В другой раз он мне говорит:
— Значит, ты вовсе в коммунизм не веришь?
— Не верю, Владыка. А вы неужели верите?
— Я верю.
— А в какой коммунизм вы верите? В наш? В китайский? В югославский или эфиопский?..
Он мне:
— Ты, наверное, потому так любишь отца Иоанна Кронштадтского, что у него проповеди против социалистов.
— Нет, — говорю, — не только за это, Владыка.
Помнится, одним из самых длительных споров наших с Владыкой был спор об А.Солженицыне и его “Архипелаге”. Это происходило в самый разгар скандала в связи с публикацией вещи.
Надо сказать, за всенощной Владыка всякий раз проповедовал. И вот после очередной нашей с ним беседы о Солженицыне он стал говорить на тему любви к родине. Это чувство, по его понятиям, подразумевало принятие большевизма и безоговорочную поддержку режима. При этом подразумевалось, что такие писатели, как Солженицын, наносят стране вред.
Окончив проповедь Владыка вернулся в Алтарь и, повернув ко мне голову, сказал:
— Ну, ты понял?
Вместо прямого ответа я проговорил:
— Кесарь и прокуратор — это еще не родина.

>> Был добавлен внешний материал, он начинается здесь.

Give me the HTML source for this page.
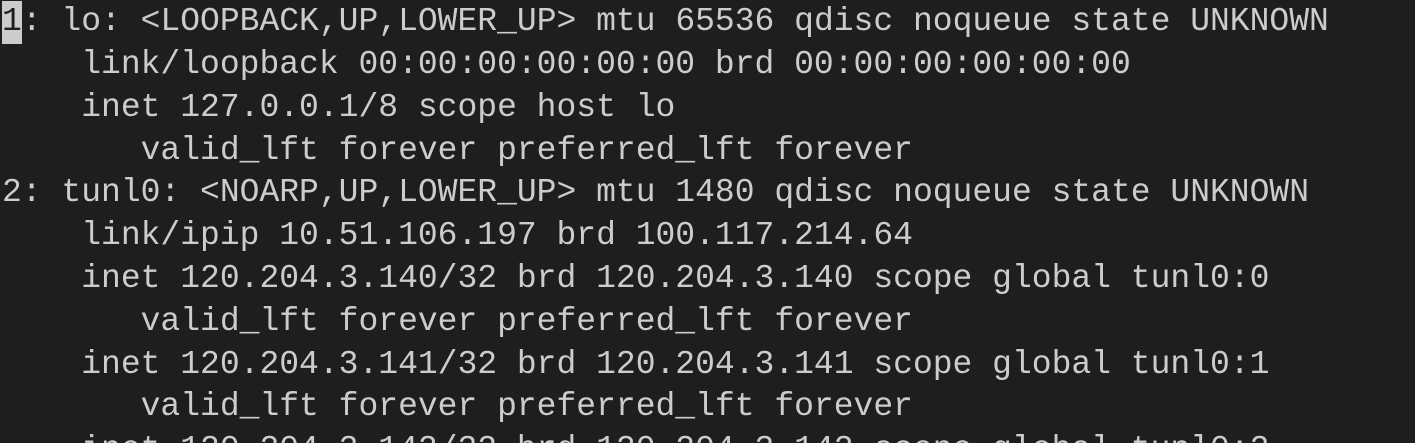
<!DOCTYPE html>
<html><head><style>
html,body{margin:0;padding:0;background:#1e1e1e;width:1415px;height:443px;overflow:hidden}
pre{margin:0;padding:1px 0 0 2px;font-family:"Liberation Mono",monospace;font-size:33px;line-height:42.8px;color:#cccccc;white-space:pre}
.c{background:#cccccc;color:#1e1e1e;display:inline-block;height:43px;vertical-align:top}
</style></head><body><pre><span class="c">1</span>: lo: &lt;LOOPBACK,UP,LOWER_UP&gt; mtu 65536 qdisc noqueue state UNKNOWN
    link/loopback 00:00:00:00:00:00 brd 00:00:00:00:00:00
    inet 127.0.0.1/8 scope host lo
       valid_lft forever preferred_lft forever
2: tunl0: &lt;NOARP,UP,LOWER_UP&gt; mtu 1480 qdisc noqueue state UNKNOWN
    link/ipip 10.51.106.197 brd 100.117.214.64
    inet 120.204.3.140/32 brd 120.204.3.140 scope global tunl0:0
       valid_lft forever preferred_lft forever
    inet 120.204.3.141/32 brd 120.204.3.141 scope global tunl0:1
       valid_lft forever preferred_lft forever
    inet 120.204.3.142/32 brd 120.204.3.142 scope global tunl0:2</pre></body></html>
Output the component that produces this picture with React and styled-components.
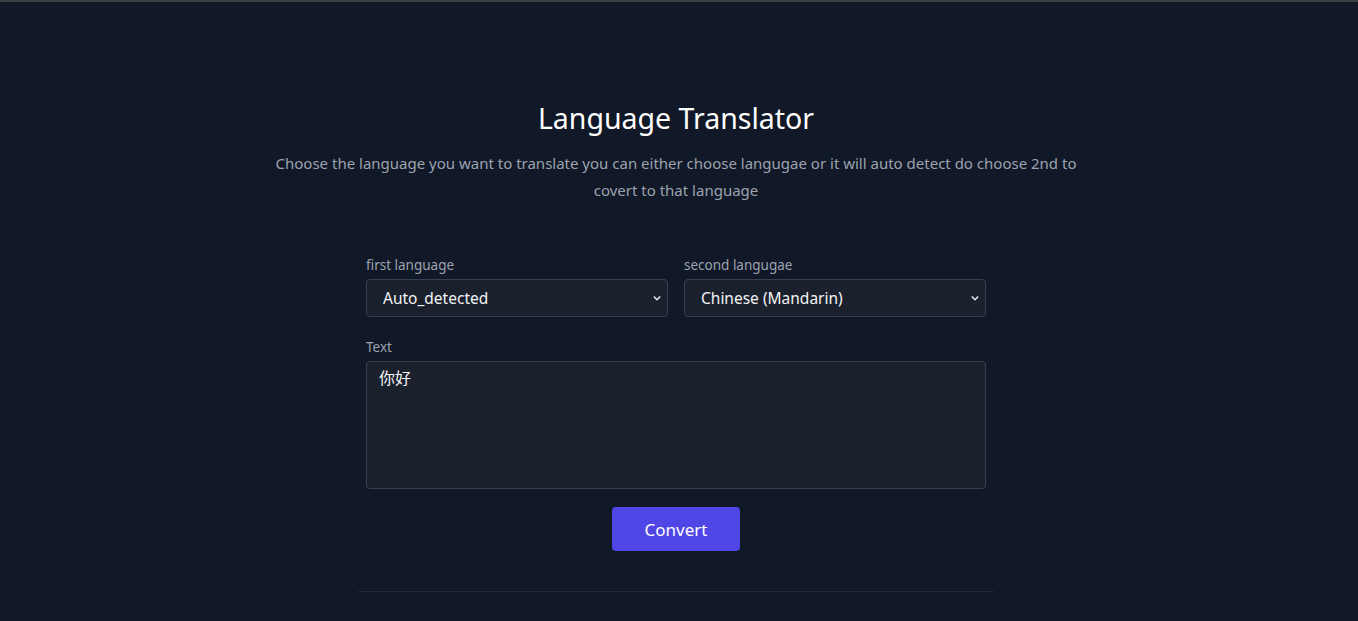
import React from "react";
import styled, { createGlobalStyle } from "styled-components";

const GlobalStyle = createGlobalStyle`
	html, body {
		margin: 0;
		padding: 0;
		background: #111827;
	}
	body {
		font-family: "Noto Sans", "Noto Sans CJK SC", sans-serif;
		color: #f3f4f6;
	}
`;

const Page = styled.div`
	min-height: 621px;
	box-sizing: border-box;
	border-top: 2px solid #3b3e45;
	padding: 98px 6px 0 0;
	display: flex;
	flex-direction: column;
	align-items: center;
`;

const Title = styled.h1`
	margin: 0 0 14px;
	font-size: 28.5px;
	line-height: 36px;
	font-weight: 400;
	color: #ffffff;
`;

const Subtitle = styled.p`
	margin: 0 0 51px;
	width: 820px;
	text-align: center;
	font-size: 15px;
	line-height: 27px;
	color: #9ca3af;
`;

const Form = styled.form`
	width: 620px;
	display: flex;
	flex-direction: column;
	gap: 20px;
`;

const Row = styled.div`
	display: grid;
	grid-template-columns: 1fr 1fr;
	gap: 16px;
`;

const Field = styled.div`
	display: flex;
	flex-direction: column;
	gap: 4px;
`;

const Label = styled.label`
	font-size: 13.5px;
	line-height: 20px;
	color: #9ca3af;
`;

const SelectWrap = styled.div`
	position: relative;
	height: 38px;
	box-sizing: border-box;
	border: 1px solid #374151;
	border-radius: 4px;
	background: #1a202c;
	display: flex;
	align-items: center;
	padding: 0 16px;
	font-size: 15.5px;
	color: #f3f4f6;

	svg {
		position: absolute;
		right: 5px;
		top: 15px;
	}
`;

const TextBox = styled.div`
	height: 128px;
	box-sizing: border-box;
	border: 1px solid #374151;
	border-radius: 4px;
	background: #1a202c;
	padding: 3px 12px;
	font-size: 16px;
	line-height: 24px;
	color: #f3f4f6;
	font-family: "Noto Sans CJK SC", sans-serif;
`;

const Button = styled.button`
	align-self: center;
	margin-top: -2px;
	width: 128px;
	height: 44px;
	border: none;
	border-radius: 4px;
	background: #5046e5;
	color: #ffffff;
	font-family: inherit;
	font-size: 17px;
`;

const Divider = styled.div`
	width: 636px;
	height: 1px;
	margin-top: 40px;
	background: #1f2937;
`;

function Chevron() {
	return (
		<svg width="10" height="7" viewBox="0 0 10 7" fill="none">
			<path d="M1.8 1.5 L5 4.7 L8.2 1.5" stroke="#e5e7eb" strokeWidth="1.6" />
		</svg>
	);
}

function Select({ value }) {
	return (
		<SelectWrap>
			{value}
			<Chevron />
		</SelectWrap>
	);
}

export default function App() {
	return (
		<>
			<GlobalStyle />
			<Page>
				<Title>Language Translator</Title>
				<Subtitle>
					Choose the language you want to translate you can either choose langugae or it will auto detect do choose 2nd to covert to that language
				</Subtitle>
				<Form onSubmit={(e) => e.preventDefault()}>
					<Row>
						<Field>
							<Label>first language</Label>
							<Select value="Auto_detected" />
						</Field>
						<Field>
							<Label>second langugae</Label>
							<Select value="Chinese (Mandarin)" />
						</Field>
					</Row>
					<Field>
						<Label>Text</Label>
						<TextBox>你好</TextBox>
					</Field>
					<Button type="submit">Convert</Button>
				</Form>
				<Divider />
			</Page>
		</>
	);
}
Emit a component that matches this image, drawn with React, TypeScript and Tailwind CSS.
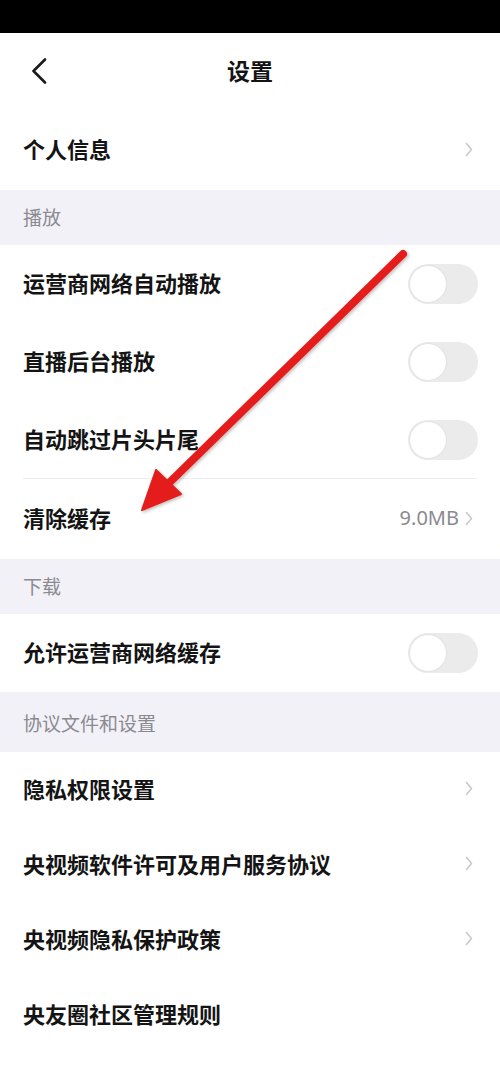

И еще на ту же тему. Владыка никогда к проповедям специально не готовился. Почти всегда это бывала чистая импровизация. И даже было у него нечто вроде игры. Когда приходил какой-нибудь новый человек, Владыка перед тем, как выйти на амвон, мог спросить гостя:
— О чем сказать проповедь?
И если пришедший высказывал какое-нибудь пожелание, архиепископ тут же начинал говорить на заданную тему.
Помнится, был на Ордынке какой-то священник из Америки. Он попросил Владыку произнести проповедь об исцелении Господом слуги центуриона (Мтф. 8, 5-13).
А я тут не удержался и говорю:
— Владыка, скажите о том, как Спаситель благотворил оккупантам своей родины.
Он взглянул на меня и сказал полушутя:
— На поклоны поставлю.
Вообще же проповедник он был превосходный. Разумеется, если не касался политики или мнимого “сродства” Христианства с коммунизмом.